Output the data word for word, dropping every image.
- - - -
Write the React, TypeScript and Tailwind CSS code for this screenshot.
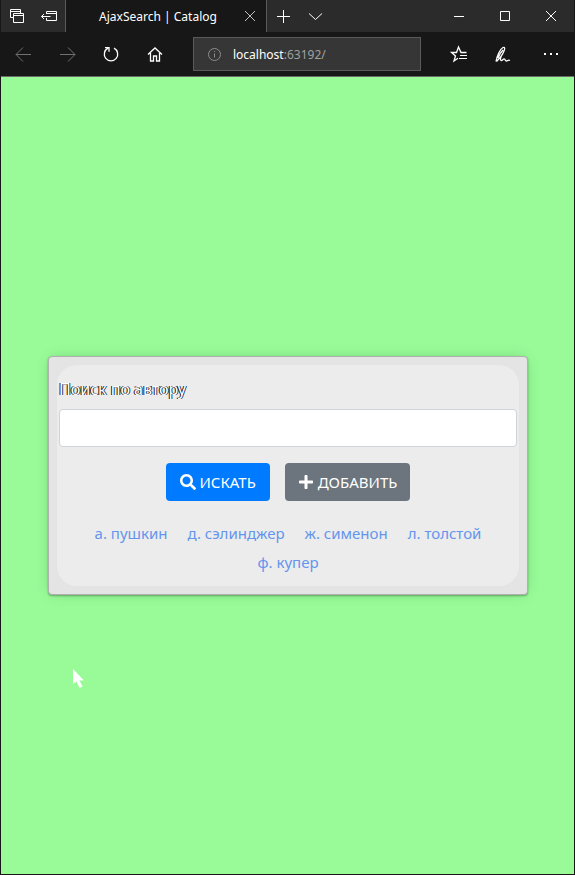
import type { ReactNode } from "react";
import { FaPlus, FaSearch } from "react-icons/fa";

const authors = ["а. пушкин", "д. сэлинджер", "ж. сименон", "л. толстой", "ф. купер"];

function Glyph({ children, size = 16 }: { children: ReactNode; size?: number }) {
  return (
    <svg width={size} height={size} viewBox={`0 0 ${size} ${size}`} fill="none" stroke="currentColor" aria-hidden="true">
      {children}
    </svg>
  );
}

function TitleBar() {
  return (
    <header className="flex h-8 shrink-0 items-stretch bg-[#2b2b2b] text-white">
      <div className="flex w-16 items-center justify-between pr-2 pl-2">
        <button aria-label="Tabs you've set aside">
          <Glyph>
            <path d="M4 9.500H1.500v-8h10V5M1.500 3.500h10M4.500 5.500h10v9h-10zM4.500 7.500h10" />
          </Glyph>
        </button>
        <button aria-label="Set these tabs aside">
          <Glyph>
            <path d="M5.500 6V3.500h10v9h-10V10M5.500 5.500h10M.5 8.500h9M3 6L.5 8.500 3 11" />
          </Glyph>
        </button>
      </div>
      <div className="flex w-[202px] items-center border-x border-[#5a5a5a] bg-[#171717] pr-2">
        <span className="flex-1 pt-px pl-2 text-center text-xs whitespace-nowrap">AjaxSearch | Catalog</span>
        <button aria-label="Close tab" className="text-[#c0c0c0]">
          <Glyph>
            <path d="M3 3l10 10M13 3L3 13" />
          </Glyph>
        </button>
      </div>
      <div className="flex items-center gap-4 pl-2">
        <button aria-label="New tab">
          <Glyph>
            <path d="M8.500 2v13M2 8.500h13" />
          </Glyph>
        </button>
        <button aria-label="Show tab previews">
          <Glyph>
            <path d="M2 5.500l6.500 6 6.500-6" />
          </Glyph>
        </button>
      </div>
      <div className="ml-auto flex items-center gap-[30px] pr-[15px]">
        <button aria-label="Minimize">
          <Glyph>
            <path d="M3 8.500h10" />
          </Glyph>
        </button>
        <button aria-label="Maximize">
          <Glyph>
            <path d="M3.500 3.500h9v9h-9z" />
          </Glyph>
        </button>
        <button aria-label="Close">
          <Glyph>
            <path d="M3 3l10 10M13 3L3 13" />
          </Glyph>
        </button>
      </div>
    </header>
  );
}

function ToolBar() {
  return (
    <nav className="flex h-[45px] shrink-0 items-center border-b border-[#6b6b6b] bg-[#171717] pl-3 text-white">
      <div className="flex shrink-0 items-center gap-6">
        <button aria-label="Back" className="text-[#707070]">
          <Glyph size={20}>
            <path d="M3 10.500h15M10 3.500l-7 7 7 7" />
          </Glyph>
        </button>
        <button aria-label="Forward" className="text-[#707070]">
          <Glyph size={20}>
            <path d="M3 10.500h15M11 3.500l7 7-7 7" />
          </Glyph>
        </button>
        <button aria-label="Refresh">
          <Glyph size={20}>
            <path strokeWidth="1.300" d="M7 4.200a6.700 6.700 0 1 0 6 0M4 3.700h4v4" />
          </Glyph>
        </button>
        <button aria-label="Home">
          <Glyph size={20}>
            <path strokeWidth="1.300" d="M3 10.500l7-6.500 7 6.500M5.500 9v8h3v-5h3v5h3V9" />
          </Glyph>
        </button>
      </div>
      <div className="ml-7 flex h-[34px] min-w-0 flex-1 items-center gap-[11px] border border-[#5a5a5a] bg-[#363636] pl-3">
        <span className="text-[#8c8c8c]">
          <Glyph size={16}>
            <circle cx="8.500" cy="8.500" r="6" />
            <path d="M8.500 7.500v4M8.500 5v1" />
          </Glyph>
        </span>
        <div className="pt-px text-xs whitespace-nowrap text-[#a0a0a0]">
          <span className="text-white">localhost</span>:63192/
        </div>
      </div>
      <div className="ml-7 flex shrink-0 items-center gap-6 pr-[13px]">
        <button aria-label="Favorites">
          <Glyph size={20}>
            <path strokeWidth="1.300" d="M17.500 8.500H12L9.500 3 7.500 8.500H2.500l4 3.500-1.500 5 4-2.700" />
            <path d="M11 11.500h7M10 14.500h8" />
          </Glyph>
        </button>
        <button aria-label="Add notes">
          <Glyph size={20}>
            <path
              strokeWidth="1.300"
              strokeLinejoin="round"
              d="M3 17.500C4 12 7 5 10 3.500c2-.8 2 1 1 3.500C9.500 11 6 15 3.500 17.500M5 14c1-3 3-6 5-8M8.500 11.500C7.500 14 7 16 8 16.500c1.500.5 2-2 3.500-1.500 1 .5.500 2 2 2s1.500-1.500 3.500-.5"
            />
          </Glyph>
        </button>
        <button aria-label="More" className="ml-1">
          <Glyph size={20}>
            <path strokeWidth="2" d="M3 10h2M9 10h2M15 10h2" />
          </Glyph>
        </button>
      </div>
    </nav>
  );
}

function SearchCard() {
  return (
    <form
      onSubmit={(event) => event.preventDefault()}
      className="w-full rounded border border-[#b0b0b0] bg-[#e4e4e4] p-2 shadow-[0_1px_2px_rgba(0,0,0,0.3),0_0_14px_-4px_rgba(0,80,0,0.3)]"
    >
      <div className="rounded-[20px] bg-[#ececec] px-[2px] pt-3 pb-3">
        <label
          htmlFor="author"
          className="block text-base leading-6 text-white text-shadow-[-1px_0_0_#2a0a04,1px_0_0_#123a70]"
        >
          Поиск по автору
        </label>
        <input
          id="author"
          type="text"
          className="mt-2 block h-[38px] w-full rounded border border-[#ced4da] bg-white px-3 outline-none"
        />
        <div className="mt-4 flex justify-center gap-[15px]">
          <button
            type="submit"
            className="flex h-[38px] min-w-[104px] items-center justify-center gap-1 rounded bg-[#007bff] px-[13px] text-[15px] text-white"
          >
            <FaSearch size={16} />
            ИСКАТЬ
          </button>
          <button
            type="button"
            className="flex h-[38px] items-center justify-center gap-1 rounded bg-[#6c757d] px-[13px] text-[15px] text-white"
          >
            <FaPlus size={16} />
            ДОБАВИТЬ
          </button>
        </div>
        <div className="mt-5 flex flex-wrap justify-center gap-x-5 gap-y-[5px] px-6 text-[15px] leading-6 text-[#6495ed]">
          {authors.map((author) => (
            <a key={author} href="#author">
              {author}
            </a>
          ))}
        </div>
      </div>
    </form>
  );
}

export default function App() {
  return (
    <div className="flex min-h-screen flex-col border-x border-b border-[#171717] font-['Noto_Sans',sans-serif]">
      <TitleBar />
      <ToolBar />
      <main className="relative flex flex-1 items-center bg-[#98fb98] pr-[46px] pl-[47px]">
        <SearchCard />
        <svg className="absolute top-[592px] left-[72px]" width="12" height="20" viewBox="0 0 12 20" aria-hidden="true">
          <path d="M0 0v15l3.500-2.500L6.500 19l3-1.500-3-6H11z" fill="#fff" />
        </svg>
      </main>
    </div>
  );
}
- - - -
**RESULT OF THE TASK:**
Write the React, TypeScript and Tailwind CSS code for this screenshot.
import type { ReactNode } from "react";
import { FaPlus, FaSearch } from "react-icons/fa";

const authors = ["а. пушкин", "д. сэлинджер", "ж. сименон", "л. толстой", "ф. купер"];

function Glyph({ children, size = 16 }: { children: ReactNode; size?: number }) {
  return (
    <svg width={size} height={size} viewBox={`0 0 ${size} ${size}`} fill="none" stroke="currentColor" aria-hidden="true">
      {children}
    </svg>
  );
}

function TitleBar() {
  return (
    <header className="flex h-8 shrink-0 items-stretch bg-[#2b2b2b] text-white">
      <div className="flex w-16 items-center justify-between pr-2 pl-2">
        <button aria-label="Tabs you've set aside">
          <Glyph>
            <path d="M4 9.500H1.500v-8h10V5M1.500 3.500h10M4.500 5.500h10v9h-10zM4.500 7.500h10" />
          </Glyph>
        </button>
        <button aria-label="Set these tabs aside">
          <Glyph>
            <path d="M5.500 6V3.500h10v9h-10V10M5.500 5.500h10M.5 8.500h9M3 6L.5 8.500 3 11" />
          </Glyph>
        </button>
      </div>
      <div className="flex w-[202px] items-center border-x border-[#5a5a5a] bg-[#171717] pr-2">
        <span className="flex-1 pt-px pl-2 text-center text-xs whitespace-nowrap">AjaxSearch | Catalog</span>
        <button aria-label="Close tab" className="text-[#c0c0c0]">
          <Glyph>
            <path d="M3 3l10 10M13 3L3 13" />
          </Glyph>
        </button>
      </div>
      <div className="flex items-center gap-4 pl-2">
        <button aria-label="New tab">
          <Glyph>
            <path d="M8.500 2v13M2 8.500h13" />
          </Glyph>
        </button>
        <button aria-label="Show tab previews">
          <Glyph>
            <path d="M2 5.500l6.500 6 6.500-6" />
          </Glyph>
        </button>
      </div>
      <div className="ml-auto flex items-center gap-[30px] pr-[15px]">
        <button aria-label="Minimize">
          <Glyph>
            <path d="M3 8.500h10" />
          </Glyph>
        </button>
        <button aria-label="Maximize">
          <Glyph>
            <path d="M3.500 3.500h9v9h-9z" />
          </Glyph>
        </button>
        <button aria-label="Close">
          <Glyph>
            <path d="M3 3l10 10M13 3L3 13" />
          </Glyph>
        </button>
      </div>
    </header>
  );
}

function ToolBar() {
  return (
    <nav className="flex h-[45px] shrink-0 items-center border-b border-[#6b6b6b] bg-[#171717] pl-3 text-white">
      <div className="flex shrink-0 items-center gap-6">
        <button aria-label="Back" className="text-[#707070]">
          <Glyph size={20}>
            <path d="M3 10.500h15M10 3.500l-7 7 7 7" />
          </Glyph>
        </button>
        <button aria-label="Forward" className="text-[#707070]">
          <Glyph size={20}>
            <path d="M3 10.500h15M11 3.500l7 7-7 7" />
          </Glyph>
        </button>
        <button aria-label="Refresh">
          <Glyph size={20}>
            <path strokeWidth="1.300" d="M7 4.200a6.700 6.700 0 1 0 6 0M4 3.700h4v4" />
          </Glyph>
        </button>
        <button aria-label="Home">
          <Glyph size={20}>
            <path strokeWidth="1.300" d="M3 10.500l7-6.500 7 6.500M5.500 9v8h3v-5h3v5h3V9" />
          </Glyph>
        </button>
      </div>
      <div className="ml-7 flex h-[34px] min-w-0 flex-1 items-center gap-[11px] border border-[#5a5a5a] bg-[#363636] pl-3">
        <span className="text-[#8c8c8c]">
          <Glyph size={16}>
            <circle cx="8.500" cy="8.500" r="6" />
            <path d="M8.500 7.500v4M8.500 5v1" />
          </Glyph>
        </span>
        <div className="pt-px text-xs whitespace-nowrap text-[#a0a0a0]">
          <span className="text-white">localhost</span>:63192/
        </div>
      </div>
      <div className="ml-7 flex shrink-0 items-center gap-6 pr-[13px]">
        <button aria-label="Favorites">
          <Glyph size={20}>
            <path strokeWidth="1.300" d="M17.500 8.500H12L9.500 3 7.500 8.500H2.500l4 3.500-1.500 5 4-2.700" />
            <path d="M11 11.500h7M10 14.500h8" />
          </Glyph>
        </button>
        <button aria-label="Add notes">
          <Glyph size={20}>
            <path
              strokeWidth="1.300"
              strokeLinejoin="round"
              d="M3 17.500C4 12 7 5 10 3.500c2-.8 2 1 1 3.500C9.500 11 6 15 3.500 17.500M5 14c1-3 3-6 5-8M8.500 11.500C7.500 14 7 16 8 16.500c1.500.5 2-2 3.500-1.500 1 .5.500 2 2 2s1.500-1.500 3.500-.5"
            />
          </Glyph>
        </button>
        <button aria-label="More" className="ml-1">
          <Glyph size={20}>
            <path strokeWidth="2" d="M3 10h2M9 10h2M15 10h2" />
          </Glyph>
        </button>
      </div>
    </nav>
  );
}

function SearchCard() {
  return (
    <form
      onSubmit={(event) => event.preventDefault()}
      className="w-full rounded border border-[#b0b0b0] bg-[#e4e4e4] p-2 shadow-[0_1px_2px_rgba(0,0,0,0.3),0_0_14px_-4px_rgba(0,80,0,0.3)]"
    >
      <div className="rounded-[20px] bg-[#ececec] px-[2px] pt-3 pb-3">
        <label
          htmlFor="author"
          className="block text-base leading-6 text-white text-shadow-[-1px_0_0_#2a0a04,1px_0_0_#123a70]"
        >
          Поиск по автору
        </label>
        <input
          id="author"
          type="text"
          className="mt-2 block h-[38px] w-full rounded border border-[#ced4da] bg-white px-3 outline-none"
        />
        <div className="mt-4 flex justify-center gap-[15px]">
          <button
            type="submit"
            className="flex h-[38px] min-w-[104px] items-center justify-center gap-1 rounded bg-[#007bff] px-[13px] text-[15px] text-white"
          >
            <FaSearch size={16} />
            ИСКАТЬ
          </button>
          <button
            type="button"
            className="flex h-[38px] items-center justify-center gap-1 rounded bg-[#6c757d] px-[13px] text-[15px] text-white"
          >
            <FaPlus size={16} />
            ДОБАВИТЬ
          </button>
        </div>
        <div className="mt-5 flex flex-wrap justify-center gap-x-5 gap-y-[5px] px-6 text-[15px] leading-6 text-[#6495ed]">
          {authors.map((author) => (
            <a key={author} href="#author">
              {author}
            </a>
          ))}
        </div>
      </div>
    </form>
  );
}

export default function App() {
  return (
    <div className="flex min-h-screen flex-col border-x border-b border-[#171717] font-['Noto_Sans',sans-serif]">
      <TitleBar />
      <ToolBar />
      <main className="relative flex flex-1 items-center bg-[#98fb98] pr-[46px] pl-[47px]">
        <SearchCard />
        <svg className="absolute top-[592px] left-[72px]" width="12" height="20" viewBox="0 0 12 20" aria-hidden="true">
          <path d="M0 0v15l3.500-2.500L6.500 19l3-1.500-3-6H11z" fill="#fff" />
        </svg>
      </main>
    </div>
  );
}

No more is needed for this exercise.